**What the task asks:**
Write out the entire listing below exactly, with the pictures left out.

**Dataset excerpt:**
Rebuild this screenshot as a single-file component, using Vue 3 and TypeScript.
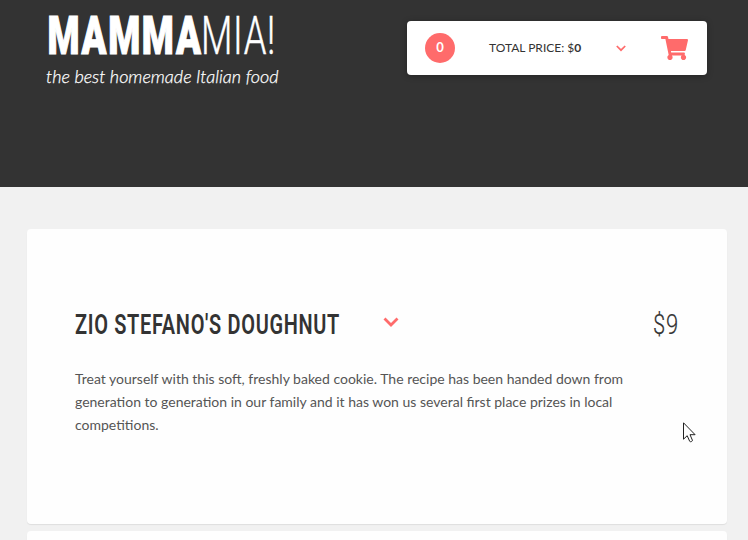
<script setup lang="ts">
import { ref } from 'vue'

interface Dish {
  name: string
  price: number
  description: string
}

const count = ref<number>(0)
const total = ref<number>(0)
const dish: Dish = {
  name: "ZIO STEFANO'S DOUGHNUT",
  price: 9,
  description:
    'Treat yourself with this soft, freshly baked cookie. The recipe has been handed down from generation to generation in our family and it has won us several first place prizes in local competitions.',
}
</script>

<template>
  <div class="page">
    <header class="header">
      <div class="brand">
        <svg class="logo" width="240" height="70" viewBox="0 0 240 70">
          <text class="logo-bold" x="1.500" y="53.500" textLength="155" lengthAdjust="spacingAndGlyphs">MAMMA</text>
          <text class="logo-thin" x="155" y="54" textLength="75" lengthAdjust="spacingAndGlyphs">MIA!</text>
        </svg>
        <p class="tagline">the best homemade Italian food</p>
      </div>
      <div class="cart">
        <span class="badge">{{ count }}</span>
        <span class="total">TOTAL PRICE: $<b>{{ total }}</b></span>
        <svg class="cart-chevron" width="10" height="7" viewBox="0 0 10 7">
          <path d="M.8 1 5 5.2 9.2 1" />
        </svg>
        <svg class="cart-icon" width="27" height="24" viewBox="0 0 576 512">
          <path
            d="M528.12 301.319l47.273-208C578.806 78.301 567.391 64 551.99 64H159.208l-9.166-44.81C147.758 8.021 137.93 0 126.529 0H24C10.745 0 0 10.745 0 24v16c0 13.255 10.745 24 24 24h69.883l70.248 343.435C147.325 417.1 136 435.222 136 456c0 30.928 25.072 56 56 56s56-25.072 56-56c0-15.674-6.447-29.835-16.824-40h209.647C430.447 426.165 424 440.326 424 456c0 30.928 25.072 56 56 56s56-25.072 56-56c0-22.172-12.888-41.332-31.579-50.405l5.517-24.276c3.413-15.018-8.002-29.319-23.403-29.319H218.117l-6.545-32h293.145c11.206 0 20.92-7.754 23.403-18.681z"
          />
        </svg>
      </div>
    </header>

    <main class="menu">
      <article class="card">
        <div class="card-head">
          <svg class="title" width="268" height="40" viewBox="0 0 268 40">
            <text x="0" y="30.500" textLength="265" lengthAdjust="spacingAndGlyphs">{{ dish.name }}</text>
          </svg>
          <svg class="chevron" width="16" height="10" viewBox="0 0 16 10">
            <path d="M1.500 1.500 8 8l6.500-6.500" />
          </svg>
          <svg class="price" width="26" height="40" viewBox="0 0 26 40">
            <text x="0" y="30.500" textLength="26" lengthAdjust="spacingAndGlyphs">${{ dish.price }}</text>
          </svg>
        </div>
        <p class="description">{{ dish.description }}</p>
      </article>
      <article class="card"></article>
    </main>

    <svg class="pointer" width="13" height="21" viewBox="0 0 13 21">
      <path d="M.5.8v16.400l3.700-3.500 2.500 5.600c.8 1 3 .1 2.700-1.100L7 12.700h5.100z" />
    </svg>
  </div>
</template>

<style>
body {
  margin: 0;
  overflow: hidden;
}
</style>

<style scoped>
.page {
  position: relative;
  height: 540px;
  overflow: hidden;
  background: #f1f1f1;
  color: #333;
  font-family: Lato, "Liberation Sans", sans-serif;
}
.header {
  box-sizing: border-box;
  height: 187px;
  padding: 0 41px 0 46px;
  display: flex;
  justify-content: space-between;
  align-items: flex-start;
  background: #333;
}
.logo,
.title,
.price {
  display: block;
  overflow: visible;
}
.logo text {
  fill: #fff;
  stroke: #fff;
  font-family: Roboto, sans-serif;
}
.logo .logo-bold {
  font-size: 53.5px;
  font-weight: 900;
  letter-spacing: 2.5px;
  stroke-width: 1.2;
}
.logo .logo-thin {
  font-size: 54.5px;
  font-weight: 300;
  letter-spacing: 1px;
  stroke-width: 0.5;
}
.tagline {
  margin: -6px 0 0;
  color: #fff;
  font-size: 18px;
  font-weight: 300;
  line-height: 24px;
  font-style: italic;
  white-space: nowrap;
  -webkit-text-stroke: 0.25px #fff;
}
.cart {
  box-sizing: border-box;
  width: 300px;
  height: 54px;
  margin-top: 21px;
  padding: 0 19px 0 18px;
  display: flex;
  align-items: center;
  border-radius: 4px;
  background: #fff;
  box-shadow: 0 1px 6px rgba(0, 0, 0, 0.3);
}
.badge {
  width: 30px;
  height: 30px;
  border-radius: 50%;
  background: #ff6b6b;
  color: #fff;
  font-size: 13px;
  font-weight: 700;
  line-height: 28px;
  text-align: center;
}
.total {
  width: 93px;
  margin-left: 34px;
  padding-bottom: 2px;
  font-size: 12px;
  white-space: nowrap;
}
.cart-chevron {
  margin-left: 34px;
}
.cart-chevron path,
.chevron path {
  fill: none;
  stroke: #ff6b6b;
  stroke-width: 1.7;
}
.cart-icon {
  margin-left: auto;
  fill: #ff6b6b;
}
.menu {
  padding: 42px 21px 0 27px;
  display: flex;
  flex-direction: column;
  gap: 7px;
}
.card {
  box-sizing: border-box;
  height: 295px;
  flex: none;
  padding: 74px 48px 0;
  border-radius: 4px;
  background: #fefefe;
  box-shadow: 0 1px 1px rgba(0, 0, 0, 0.08);
}
.card-head {
  display: flex;
  align-items: center;
  height: 40px;
}
.title text {
  fill: #333;
  font-family: Roboto, sans-serif;
  font-size: 28.5px;
  font-weight: 600;
  letter-spacing: 1px;
}
.chevron {
  margin-left: 40px;
  margin-bottom: 2px;
}
.chevron path {
  stroke-width: 2.8;
}
.price {
  margin-left: auto;
}
.price text {
  fill: #333;
  font-family: Roboto, sans-serif;
  font-size: 28px;
  font-weight: 300;
  letter-spacing: 1px;
  stroke: #333;
  stroke-width: 0.2;
}
.description {
  margin: 24px 0 0;
  width: 556px;
  color: #555;
  font-size: 14px;
  line-height: 23px;
}
.pointer {
  position: absolute;
  left: 683px;
  top: 422px;
}
.pointer path {
  fill: #fff;
  stroke: #222;
  stroke-width: 1;
}
</style>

**Finished answer:**
Rebuild this screenshot as a single-file component, using Vue 3 and TypeScript.
<script setup lang="ts">
import { ref } from 'vue'

interface Dish {
  name: string
  price: number
  description: string
}

const count = ref<number>(0)
const total = ref<number>(0)
const dish: Dish = {
  name: "ZIO STEFANO'S DOUGHNUT",
  price: 9,
  description:
    'Treat yourself with this soft, freshly baked cookie. The recipe has been handed down from generation to generation in our family and it has won us several first place prizes in local competitions.',
}
</script>

<template>
  <div class="page">
    <header class="header">
      <div class="brand">
        <svg class="logo" width="240" height="70" viewBox="0 0 240 70">
          <text class="logo-bold" x="1.500" y="53.500" textLength="155" lengthAdjust="spacingAndGlyphs">MAMMA</text>
          <text class="logo-thin" x="155" y="54" textLength="75" lengthAdjust="spacingAndGlyphs">MIA!</text>
        </svg>
        <p class="tagline">the best homemade Italian food</p>
      </div>
      <div class="cart">
        <span class="badge">{{ count }}</span>
        <span class="total">TOTAL PRICE: $<b>{{ total }}</b></span>
        <svg class="cart-chevron" width="10" height="7" viewBox="0 0 10 7">
          <path d="M.8 1 5 5.2 9.2 1" />
        </svg>
        <svg class="cart-icon" width="27" height="24" viewBox="0 0 576 512">
          <path
            d="M528.12 301.319l47.273-208C578.806 78.301 567.391 64 551.99 64H159.208l-9.166-44.81C147.758 8.021 137.93 0 126.529 0H24C10.745 0 0 10.745 0 24v16c0 13.255 10.745 24 24 24h69.883l70.248 343.435C147.325 417.1 136 435.222 136 456c0 30.928 25.072 56 56 56s56-25.072 56-56c0-15.674-6.447-29.835-16.824-40h209.647C430.447 426.165 424 440.326 424 456c0 30.928 25.072 56 56 56s56-25.072 56-56c0-22.172-12.888-41.332-31.579-50.405l5.517-24.276c3.413-15.018-8.002-29.319-23.403-29.319H218.117l-6.545-32h293.145c11.206 0 20.92-7.754 23.403-18.681z"
          />
        </svg>
      </div>
    </header>

    <main class="menu">
      <article class="card">
        <div class="card-head">
          <svg class="title" width="268" height="40" viewBox="0 0 268 40">
            <text x="0" y="30.500" textLength="265" lengthAdjust="spacingAndGlyphs">{{ dish.name }}</text>
          </svg>
          <svg class="chevron" width="16" height="10" viewBox="0 0 16 10">
            <path d="M1.500 1.500 8 8l6.500-6.500" />
          </svg>
          <svg class="price" width="26" height="40" viewBox="0 0 26 40">
            <text x="0" y="30.500" textLength="26" lengthAdjust="spacingAndGlyphs">${{ dish.price }}</text>
          </svg>
        </div>
        <p class="description">{{ dish.description }}</p>
      </article>
      <article class="card"></article>
    </main>

    <svg class="pointer" width="13" height="21" viewBox="0 0 13 21">
      <path d="M.5.8v16.400l3.700-3.500 2.500 5.600c.8 1 3 .1 2.700-1.100L7 12.700h5.100z" />
    </svg>
  </div>
</template>

<style>
body {
  margin: 0;
  overflow: hidden;
}
</style>

<style scoped>
.page {
  position: relative;
  height: 540px;
  overflow: hidden;
  background: #f1f1f1;
  color: #333;
  font-family: Lato, "Liberation Sans", sans-serif;
}
.header {
  box-sizing: border-box;
  height: 187px;
  padding: 0 41px 0 46px;
  display: flex;
  justify-content: space-between;
  align-items: flex-start;
  background: #333;
}
.logo,
.title,
.price {
  display: block;
  overflow: visible;
}
.logo text {
  fill: #fff;
  stroke: #fff;
  font-family: Roboto, sans-serif;
}
.logo .logo-bold {
  font-size: 53.5px;
  font-weight: 900;
  letter-spacing: 2.5px;
  stroke-width: 1.2;
}
.logo .logo-thin {
  font-size: 54.5px;
  font-weight: 300;
  letter-spacing: 1px;
  stroke-width: 0.5;
}
.tagline {
  margin: -6px 0 0;
  color: #fff;
  font-size: 18px;
  font-weight: 300;
  line-height: 24px;
  font-style: italic;
  white-space: nowrap;
  -webkit-text-stroke: 0.25px #fff;
}
.cart {
  box-sizing: border-box;
  width: 300px;
  height: 54px;
  margin-top: 21px;
  padding: 0 19px 0 18px;
  display: flex;
  align-items: center;
  border-radius: 4px;
  background: #fff;
  box-shadow: 0 1px 6px rgba(0, 0, 0, 0.3);
}
.badge {
  width: 30px;
  height: 30px;
  border-radius: 50%;
  background: #ff6b6b;
  color: #fff;
  font-size: 13px;
  font-weight: 700;
  line-height: 28px;
  text-align: center;
}
.total {
  width: 93px;
  margin-left: 34px;
  padding-bottom: 2px;
  font-size: 12px;
  white-space: nowrap;
}
.cart-chevron {
  margin-left: 34px;
}
.cart-chevron path,
.chevron path {
  fill: none;
  stroke: #ff6b6b;
  stroke-width: 1.7;
}
.cart-icon {
  margin-left: auto;
  fill: #ff6b6b;
}
.menu {
  padding: 42px 21px 0 27px;
  display: flex;
  flex-direction: column;
  gap: 7px;
}
.card {
  box-sizing: border-box;
  height: 295px;
  flex: none;
  padding: 74px 48px 0;
  border-radius: 4px;
  background: #fefefe;
  box-shadow: 0 1px 1px rgba(0, 0, 0, 0.08);
}
.card-head {
  display: flex;
  align-items: center;
  height: 40px;
}
.title text {
  fill: #333;
  font-family: Roboto, sans-serif;
  font-size: 28.5px;
  font-weight: 600;
  letter-spacing: 1px;
}
.chevron {
  margin-left: 40px;
  margin-bottom: 2px;
}
.chevron path {
  stroke-width: 2.8;
}
.price {
  margin-left: auto;
}
.price text {
  fill: #333;
  font-family: Roboto, sans-serif;
  font-size: 28px;
  font-weight: 300;
  letter-spacing: 1px;
  stroke: #333;
  stroke-width: 0.2;
}
.description {
  margin: 24px 0 0;
  width: 556px;
  color: #555;
  font-size: 14px;
  line-height: 23px;
}
.pointer {
  position: absolute;
  left: 683px;
  top: 422px;
}
.pointer path {
  fill: #fff;
  stroke: #222;
  stroke-width: 1;
}
</style>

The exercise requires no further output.